Given request = Select all lines holding the word "this" from the entries that follow.
====================
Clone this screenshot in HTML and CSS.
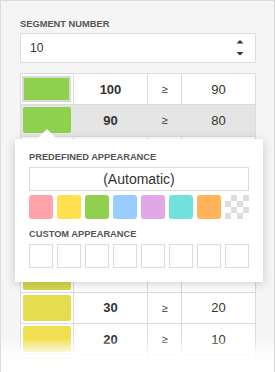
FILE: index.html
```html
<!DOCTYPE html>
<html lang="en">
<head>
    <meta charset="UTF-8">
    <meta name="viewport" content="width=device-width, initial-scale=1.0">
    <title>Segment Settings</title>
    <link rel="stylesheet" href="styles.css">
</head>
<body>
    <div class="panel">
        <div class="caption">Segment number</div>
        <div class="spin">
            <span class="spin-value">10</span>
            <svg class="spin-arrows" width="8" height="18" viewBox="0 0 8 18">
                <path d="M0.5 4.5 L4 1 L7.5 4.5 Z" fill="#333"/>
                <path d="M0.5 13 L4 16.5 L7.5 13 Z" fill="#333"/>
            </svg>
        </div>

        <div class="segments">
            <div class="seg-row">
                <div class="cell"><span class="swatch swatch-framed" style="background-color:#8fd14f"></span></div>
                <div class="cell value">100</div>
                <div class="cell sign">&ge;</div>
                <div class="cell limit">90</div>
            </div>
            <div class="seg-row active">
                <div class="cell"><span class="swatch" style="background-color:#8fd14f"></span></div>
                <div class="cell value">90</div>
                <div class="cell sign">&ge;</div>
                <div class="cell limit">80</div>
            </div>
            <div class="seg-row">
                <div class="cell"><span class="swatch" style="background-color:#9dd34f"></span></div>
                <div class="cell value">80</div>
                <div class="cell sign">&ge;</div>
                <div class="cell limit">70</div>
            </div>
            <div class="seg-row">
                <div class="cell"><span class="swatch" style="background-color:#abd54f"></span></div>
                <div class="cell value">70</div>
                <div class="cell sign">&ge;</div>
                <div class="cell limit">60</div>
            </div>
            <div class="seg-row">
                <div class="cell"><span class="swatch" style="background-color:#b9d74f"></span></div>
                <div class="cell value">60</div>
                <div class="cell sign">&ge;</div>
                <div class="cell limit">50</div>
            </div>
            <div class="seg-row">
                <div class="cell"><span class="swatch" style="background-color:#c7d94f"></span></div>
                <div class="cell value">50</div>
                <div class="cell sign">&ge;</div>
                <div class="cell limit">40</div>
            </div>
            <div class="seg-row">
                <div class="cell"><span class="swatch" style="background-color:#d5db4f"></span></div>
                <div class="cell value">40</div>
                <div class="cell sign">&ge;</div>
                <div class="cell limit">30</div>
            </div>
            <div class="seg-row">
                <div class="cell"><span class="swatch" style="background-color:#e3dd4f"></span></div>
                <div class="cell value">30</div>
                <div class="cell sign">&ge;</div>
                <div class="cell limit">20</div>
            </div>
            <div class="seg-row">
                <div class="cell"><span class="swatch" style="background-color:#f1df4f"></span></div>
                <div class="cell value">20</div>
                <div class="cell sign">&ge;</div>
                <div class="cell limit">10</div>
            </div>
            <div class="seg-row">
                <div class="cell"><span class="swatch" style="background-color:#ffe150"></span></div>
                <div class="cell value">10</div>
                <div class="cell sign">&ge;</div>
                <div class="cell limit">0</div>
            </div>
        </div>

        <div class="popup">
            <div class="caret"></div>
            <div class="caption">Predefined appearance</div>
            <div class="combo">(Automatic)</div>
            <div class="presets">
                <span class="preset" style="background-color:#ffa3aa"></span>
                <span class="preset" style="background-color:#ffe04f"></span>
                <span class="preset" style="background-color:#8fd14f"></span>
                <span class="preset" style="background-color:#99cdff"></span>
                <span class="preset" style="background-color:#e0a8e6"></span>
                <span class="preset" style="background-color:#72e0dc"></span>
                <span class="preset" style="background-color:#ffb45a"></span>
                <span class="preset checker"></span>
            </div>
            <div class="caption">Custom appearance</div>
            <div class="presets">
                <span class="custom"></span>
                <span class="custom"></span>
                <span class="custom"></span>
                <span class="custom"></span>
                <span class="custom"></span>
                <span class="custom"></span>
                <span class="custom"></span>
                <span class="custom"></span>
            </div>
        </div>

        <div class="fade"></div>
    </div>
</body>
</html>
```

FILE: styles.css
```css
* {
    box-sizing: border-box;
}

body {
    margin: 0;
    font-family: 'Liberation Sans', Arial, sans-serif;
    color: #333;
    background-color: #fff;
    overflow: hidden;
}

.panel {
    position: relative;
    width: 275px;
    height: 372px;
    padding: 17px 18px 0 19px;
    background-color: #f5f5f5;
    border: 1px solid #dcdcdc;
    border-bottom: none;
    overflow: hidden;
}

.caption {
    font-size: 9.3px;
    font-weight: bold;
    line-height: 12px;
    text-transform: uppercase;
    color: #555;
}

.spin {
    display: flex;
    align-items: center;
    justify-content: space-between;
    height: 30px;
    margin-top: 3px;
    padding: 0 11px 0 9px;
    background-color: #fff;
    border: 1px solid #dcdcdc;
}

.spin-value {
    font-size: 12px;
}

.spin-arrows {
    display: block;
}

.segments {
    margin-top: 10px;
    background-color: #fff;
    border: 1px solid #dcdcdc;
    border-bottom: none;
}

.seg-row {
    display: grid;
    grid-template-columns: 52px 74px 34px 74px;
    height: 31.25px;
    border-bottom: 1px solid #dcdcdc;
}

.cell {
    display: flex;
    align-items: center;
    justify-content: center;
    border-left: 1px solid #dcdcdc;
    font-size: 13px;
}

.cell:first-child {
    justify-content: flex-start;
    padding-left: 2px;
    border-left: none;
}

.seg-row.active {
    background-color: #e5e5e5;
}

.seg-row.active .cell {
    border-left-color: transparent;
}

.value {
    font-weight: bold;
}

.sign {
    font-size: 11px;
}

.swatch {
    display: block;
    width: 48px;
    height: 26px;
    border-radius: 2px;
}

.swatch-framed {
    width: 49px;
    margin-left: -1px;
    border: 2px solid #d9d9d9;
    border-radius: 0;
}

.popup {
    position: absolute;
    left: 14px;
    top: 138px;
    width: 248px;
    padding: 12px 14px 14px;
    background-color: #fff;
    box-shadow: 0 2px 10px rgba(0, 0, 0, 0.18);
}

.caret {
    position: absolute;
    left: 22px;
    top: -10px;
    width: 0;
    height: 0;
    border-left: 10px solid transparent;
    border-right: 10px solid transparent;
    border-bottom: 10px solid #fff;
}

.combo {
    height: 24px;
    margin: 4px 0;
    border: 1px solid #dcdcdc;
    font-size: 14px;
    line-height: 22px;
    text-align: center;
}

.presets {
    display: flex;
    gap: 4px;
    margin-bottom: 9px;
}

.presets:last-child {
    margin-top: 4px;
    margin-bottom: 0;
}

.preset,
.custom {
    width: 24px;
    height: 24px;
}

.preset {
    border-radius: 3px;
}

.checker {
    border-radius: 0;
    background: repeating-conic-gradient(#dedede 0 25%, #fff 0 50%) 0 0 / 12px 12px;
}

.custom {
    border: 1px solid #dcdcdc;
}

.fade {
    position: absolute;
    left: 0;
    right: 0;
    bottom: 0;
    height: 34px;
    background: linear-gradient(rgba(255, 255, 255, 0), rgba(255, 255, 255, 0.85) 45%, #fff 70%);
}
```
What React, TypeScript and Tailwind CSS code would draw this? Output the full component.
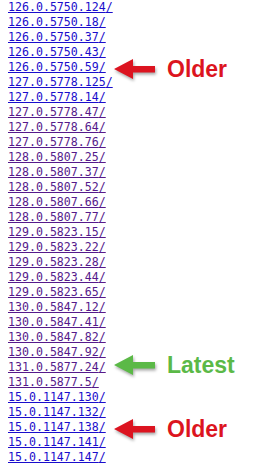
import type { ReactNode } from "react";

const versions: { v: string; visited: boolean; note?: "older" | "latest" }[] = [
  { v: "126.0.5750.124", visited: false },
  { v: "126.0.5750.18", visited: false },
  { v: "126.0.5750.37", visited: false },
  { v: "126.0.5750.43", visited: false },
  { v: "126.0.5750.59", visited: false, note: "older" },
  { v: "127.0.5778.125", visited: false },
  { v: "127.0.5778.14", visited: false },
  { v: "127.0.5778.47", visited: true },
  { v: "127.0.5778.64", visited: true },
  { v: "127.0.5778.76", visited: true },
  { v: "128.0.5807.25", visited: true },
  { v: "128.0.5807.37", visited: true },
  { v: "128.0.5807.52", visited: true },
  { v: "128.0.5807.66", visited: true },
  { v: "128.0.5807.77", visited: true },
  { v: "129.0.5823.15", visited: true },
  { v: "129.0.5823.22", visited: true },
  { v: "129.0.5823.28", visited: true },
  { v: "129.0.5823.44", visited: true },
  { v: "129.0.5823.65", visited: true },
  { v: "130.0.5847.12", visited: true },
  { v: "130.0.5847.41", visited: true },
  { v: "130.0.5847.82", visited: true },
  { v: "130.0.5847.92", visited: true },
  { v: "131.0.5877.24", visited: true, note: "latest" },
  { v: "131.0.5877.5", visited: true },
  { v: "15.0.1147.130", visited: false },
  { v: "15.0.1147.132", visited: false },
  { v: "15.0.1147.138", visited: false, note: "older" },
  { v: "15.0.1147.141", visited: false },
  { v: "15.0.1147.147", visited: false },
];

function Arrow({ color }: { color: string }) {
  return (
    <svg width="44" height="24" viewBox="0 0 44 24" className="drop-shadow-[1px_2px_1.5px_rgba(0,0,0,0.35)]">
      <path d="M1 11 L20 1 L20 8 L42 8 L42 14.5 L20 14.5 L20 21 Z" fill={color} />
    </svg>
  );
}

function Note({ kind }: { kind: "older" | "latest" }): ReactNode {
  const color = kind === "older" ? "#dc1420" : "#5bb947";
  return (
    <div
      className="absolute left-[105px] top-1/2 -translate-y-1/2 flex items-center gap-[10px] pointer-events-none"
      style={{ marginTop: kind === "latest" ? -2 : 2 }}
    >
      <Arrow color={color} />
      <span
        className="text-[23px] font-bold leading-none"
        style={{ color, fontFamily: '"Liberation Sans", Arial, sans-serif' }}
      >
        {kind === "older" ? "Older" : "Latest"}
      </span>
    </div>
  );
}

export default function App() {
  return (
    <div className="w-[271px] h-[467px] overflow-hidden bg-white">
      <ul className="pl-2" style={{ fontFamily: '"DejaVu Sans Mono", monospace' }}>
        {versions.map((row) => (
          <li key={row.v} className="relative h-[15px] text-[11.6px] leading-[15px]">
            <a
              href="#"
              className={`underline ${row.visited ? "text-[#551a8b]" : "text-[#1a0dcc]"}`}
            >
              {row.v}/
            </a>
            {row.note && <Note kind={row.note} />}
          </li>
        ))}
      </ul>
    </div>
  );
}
====================
Exercise output =
Clone this screenshot in HTML and CSS.
What React, TypeScript and Tailwind CSS code would draw this? Output the full component.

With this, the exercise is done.